Annoyingly though unsurprisingly, Martin-backed tracks like ‘Style’, ‘New Romantics’ and ‘All You Had To Do Was Stay’ sound slightly deflated. But whatever it is that’s missing has been replaced with even more swirling cinematic synths and robust backing vocals, embellishing the tracks with a Midnights edge.

It’s unclear why Martin does not appear on the album, with theories surrounding his fees being too high, Swift wanting more credit as a producer or him simply saying no circling around online. Perhaps it just wasn’t her ‘Style’ anymore; listening back to the original tracks untouched by Martin, they take on shiny new forms, leaving the old versions of ‘Out of the Woods’, ‘Welcome To New York’ and ‘Clean’ seeming clunky and compressed upon comparison.

Of course, Swift’s matured voice makes the brand-new tracks feel more robust. Upon listening to both albums, it’s evident the work Swift has put into her precise and toned vocal quality over the years has reached a level of excellence many artists don’t care to achieve once they hit celebrity status. Now she leans into the colours and ranges that best suit her with ease, thanks to the strengthened versatility and longevity of her voice.

The biggest question the five much-anticipated vault tracks ask is how much was really crafted in 2014. Sure, they sound like a suitable sequel to her most recent album, Midnights, but how much does her new skillset and arsenal serve to develop a melody and poem that has been sitting in a notebook for years? Perhaps Midnights was a homecoming to the sound she believes represents her truest self.

'Say Don’t Go' is a pulsating collaboration with songwriter Dianne Warren, exploring acts of desperation, and a love that left her “bleedin’” and “screamin’”. Antonoff is behind the other four tracks, one of them titled ‘Slut!’ which caused the most considerable stir among fans and critics before its release. However, it didn’t turn out to be the teenage girl rebellion track most anticipated.

‘Slut!’ could be ‘Snow On The Beach’'s sister, softly delivered by Swift’s lingering and echoing vocals and cosy, Long Pond sounds. The provocative title has a deeper meaning for Swift, who’s famously struggled, alongside her female counterparts, with her portrayal in the media ever since she stepped into the limelight. Sadly, despite 1989 reaching one million streams in its first week and fan favourite ‘Blank Space’ spending seven weeks at number one, Swift continued to face the wrath of scathing reviews and name-calling – and still does today.

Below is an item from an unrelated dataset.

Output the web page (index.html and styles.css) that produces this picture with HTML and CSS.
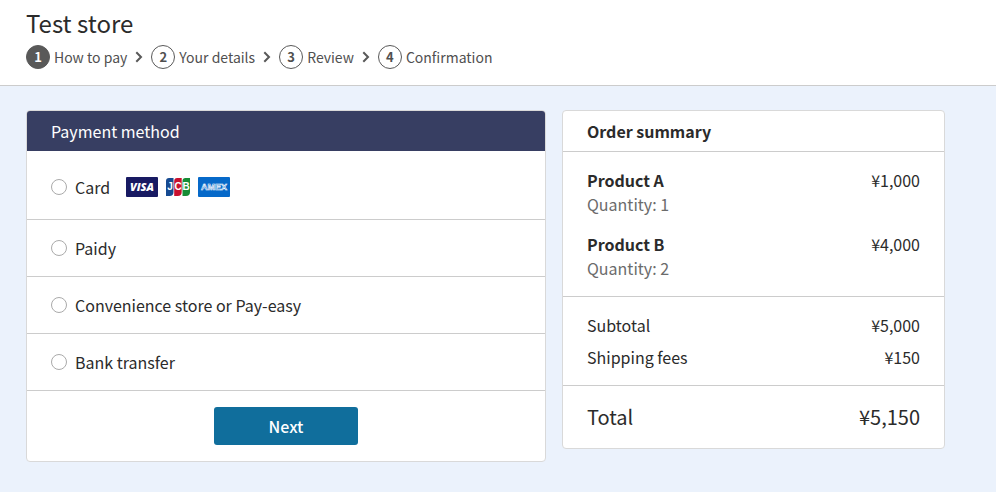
FILE: index.html
```html
<!DOCTYPE html>
<html lang="en">
<head>
<meta charset="utf-8">
<meta name="viewport" content="width=device-width, initial-scale=1">
<title>Test store</title>
<link rel="stylesheet" href="styles.css">
</head>
<body>
<header class="site-header">
  <h1 class="store-name">Test store</h1>
  <ol class="steps">
    <li class="step"><span class="step-number current">1</span><span class="step-label">How to pay</span>
      <svg class="chevron" viewBox="0 0 8 12"><path d="M1.3 1.3 6 6 1.3 10.7"/></svg></li>
    <li class="step"><span class="step-number">2</span><span class="step-label">Your details</span>
      <svg class="chevron" viewBox="0 0 8 12"><path d="M1.3 1.3 6 6 1.3 10.7"/></svg></li>
    <li class="step"><span class="step-number">3</span><span class="step-label">Review</span>
      <svg class="chevron" viewBox="0 0 8 12"><path d="M1.3 1.3 6 6 1.3 10.7"/></svg></li>
    <li class="step"><span class="step-number">4</span><span class="step-label">Confirmation</span></li>
  </ol>
</header>
<main class="checkout">
  <form class="panel">
    <h2 class="panel-title payment-title">Payment method</h2>
    <label class="option option-card"><input class="radio" type="radio" name="method"><span>Card</span>
      <span class="brands">
        <svg class="brand" viewBox="0 0 32 20" role="img" aria-label="Visa">
          <rect width="32" height="20" rx="1" fill="#181a62"/>
          <text class="visa-text" x="16" y="14" text-anchor="middle">VISA</text>
        </svg>
        <svg class="brand brand-jcb" viewBox="0 0 24 20" role="img" aria-label="JCB">
          <path d="M3 1h4.5v14a4 4 0 0 1-4 4H0V4a3 3 0 0 1 3-3z" fill="#164a91"/>
          <path d="M11.2 1h4.5v14a4 4 0 0 1-4 4H8.2V4a3 3 0 0 1 3-3z" fill="#c8102e"/>
          <path d="M19.5 1H24v14a4 4 0 0 1-4 4h-3.5V4a3 3 0 0 1 3-3z" fill="#168c35"/>
          <text class="jcb-text" x="4" y="13.4" text-anchor="middle">J</text>
          <text class="jcb-text" x="12" y="13.4" text-anchor="middle">C</text>
          <text class="jcb-text" x="20" y="13.4" text-anchor="middle">B</text>
        </svg>
        <svg class="brand" viewBox="0 0 32 20" role="img" aria-label="American Express">
          <rect width="32" height="20" rx="1" fill="#0669c9"/>
          <text class="amex-text" x="16" y="13" text-anchor="middle">AMEX</text>
        </svg>
      </span>
    </label>
    <label class="option"><input class="radio" type="radio" name="method"><span>Paidy</span></label>
    <label class="option"><input class="radio" type="radio" name="method"><span>Convenience store or Pay-easy</span></label>
    <label class="option"><input class="radio" type="radio" name="method"><span>Bank transfer</span></label>
    <div class="actions"><button class="next" type="button">Next</button></div>
  </form>
  <section class="panel">
    <h2 class="panel-title summary-title">Order summary</h2>
    <div class="group products">
      <div class="row"><div><h3 class="product-name">Product A</h3><p class="quantity">Quantity: 1</p></div><span>¥1,000</span></div>
      <div class="row"><div><h3 class="product-name">Product B</h3><p class="quantity">Quantity: 2</p></div><span>¥4,000</span></div>
    </div>
    <div class="group costs">
      <div class="row"><span>Subtotal</span><span>¥5,000</span></div>
      <div class="row"><span>Shipping fees</span><span>¥150</span></div>
    </div>
    <div class="group total">
      <div class="row"><span>Total</span><span>¥5,150</span></div>
    </div>
  </section>
</main>
</body>
</html>
```
FILE: styles.css
```css
* { box-sizing: border-box; }
body {
  margin: 0;
  min-height: 100vh;
  background: #ebf2fc;
  color: #2b2b2b;
  font: 400 16px/24px "Noto Sans CJK JP", "Noto Sans", sans-serif;
}
h1, h2, h3, p, ol { margin: 0; padding: 0; }
.site-header {
  background: #fff;
  border-bottom: 1px solid #ccc;
  padding: 8px 26px 16px;
}
.store-name { font-size: 24px; line-height: 30px; font-weight: 400; margin-bottom: 7px; }
.steps { display: flex; flex-wrap: wrap; gap: 8px; list-style: none; color: #505050; font-size: 14px; }
.step { display: flex; align-items: center; gap: 4px; }
.step-number {
  width: 24px;
  height: 24px;
  border: 1px solid #595959;
  border-radius: 50%;
  font-size: 13px;
  line-height: 22px;
  font-weight: 700;
  text-align: center;
}
.current { background: #595959; color: #fff; }
.chevron { width: 8px; height: 12px; margin-left: 4px; fill: none; stroke: #595959; stroke-width: 2; }
.checkout {
  display: grid;
  grid-template-columns: 520fr 383fr;
  gap: 16px;
  align-items: start;
  padding: 24px 51px 24px 26px;
}
.panel { background: #fff; border: 1px solid #d9d9d9; border-radius: 4px; overflow: hidden; }
.panel-title { font-size: 16px; line-height: 24px; padding: 8px 24px; }
.payment-title { background: #373e62; color: #fff; font-weight: 400; }
.summary-title { font-weight: 700; }
.option { display: flex; align-items: center; gap: 8px; padding: 16px 24px; border-bottom: 1px solid #ccc; }
.option-card { padding: 24px 24px 20px; }
.radio {
  appearance: none;
  width: 16px;
  height: 16px;
  margin: 0;
  border: 1px solid #aaa;
  border-radius: 50%;
  background: #fff;
}
.radio:checked { border: 5px solid #106e9c; }
.brands { display: flex; gap: 8px; margin-left: 8px; }
.brand { width: 32px; height: 20px; }
.brand-jcb { width: 24px; }
.visa-text { font: italic 800 11px "Open Sans", sans-serif; fill: #fff; }
.jcb-text { font: 700 10px "Liberation Sans", sans-serif; fill: #fff; }
.amex-text { font: 700 9px "Liberation Sans", sans-serif; fill: #0669c9; stroke: #fff; stroke-width: .6; }
.actions { display: flex; justify-content: center; padding: 16px; }
.next {
  width: 144px;
  border: 0;
  border-radius: 3px;
  padding: 7px 16px;
  background: #106e9c;
  color: #fff;
  font: inherit;
  font-weight: 500;
}
.group { border-top: 1px solid #ccc; padding: 16px 24px; display: grid; }
.products { gap: 16px; }
.costs { gap: 8px; }
.row { display: flex; justify-content: space-between; }
.product-name { font-size: 16px; font-weight: 700; }
.quantity { color: #6b6b6b; }
.total { font-size: 20px; line-height: 30px; }
```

In her documentary Miss Americana, Swift articulated, "There is no such thing as a slut, there is no such thing as a bitch, there is no such thing as someone who’s bossy, there’s just a boss. We don’t want to be condemned for being multifaceted." It’s clear now Swift feels empowered to play with the vindictive labelling, singing, "And if they call me a slut / You know it might be worth it for once" as she steps out into the public with boyfriends for the first time in years.

The rest of the vault tracks Antonoff worked on include ‘Now That We Don’t Talk’, which revisits the time Swift disappeared from the public eye after the original release of 1989 and before her resurgence with Reputation; "And the only way back to my dignity / Was to turn into a shrouded mystery". ‘Suburban Legends’ is a ‘Mastermind’ dance collaboration that paints the picture of hopeless young love, while ‘Is It Over Now’ brings us the melodrama we’ve come to know and crave from her songs; “I think about jumping off very tall somethings / Just to see you come running”.

It's the timeliness of 1989 (Taylor’s Version) that could be its greatest asset of all, released in a year where girliness is, once again, desired. Girls and women of all ages are making and wearing friendship bracelets in Taylor’s honour, while trends like Strawberry Girl, Tube Girl, Girl Math and Girl Dinner are being widely celebrated across social media.

You’ll also find thousands of videos of #TSTheErasTour videos peppering TikTok, a small part of a worldwide obsession with her concert tour beginning in March. The insanely popular show, which saw people who missed out on tickets setting up camp outside arenas just to sing along, is expected to become the highest-grossing tour of all time - tipped to rake in $2.2 billion from ticket sales in North America alone.

The joyous, pink-splattered, blockbuster Barbie movie also joined 2023’s celebration of girlhood, breaking records for a live-action movie from a female director. Off the back of her highly successful tour, Swift was able to join the female-led cinematic movement with Taylor Swift: The Eras Tour. The film raked in around $96 million at the box office in the US and Canada in its opening weekend, bringing the girls back to the cinema.

With all of the success 2023 has brought for Taylor Swift, she’s now officially reached billionaire status, coinciding with the release of 1989 Taylor’s Version, making her net worth now around $1.1 billion. Now, it is no longer a crime to like Taylor Swift; instead, you’re invited to the party, and "all you have to do is stay".

Although Swift looked to the 80s for inspiration for 1989, she has proved (twice now) that this album is timeless, and trailblazer Taylor Swift, who pioneered this phenomenal comeback almost a decade later, will never go out of style.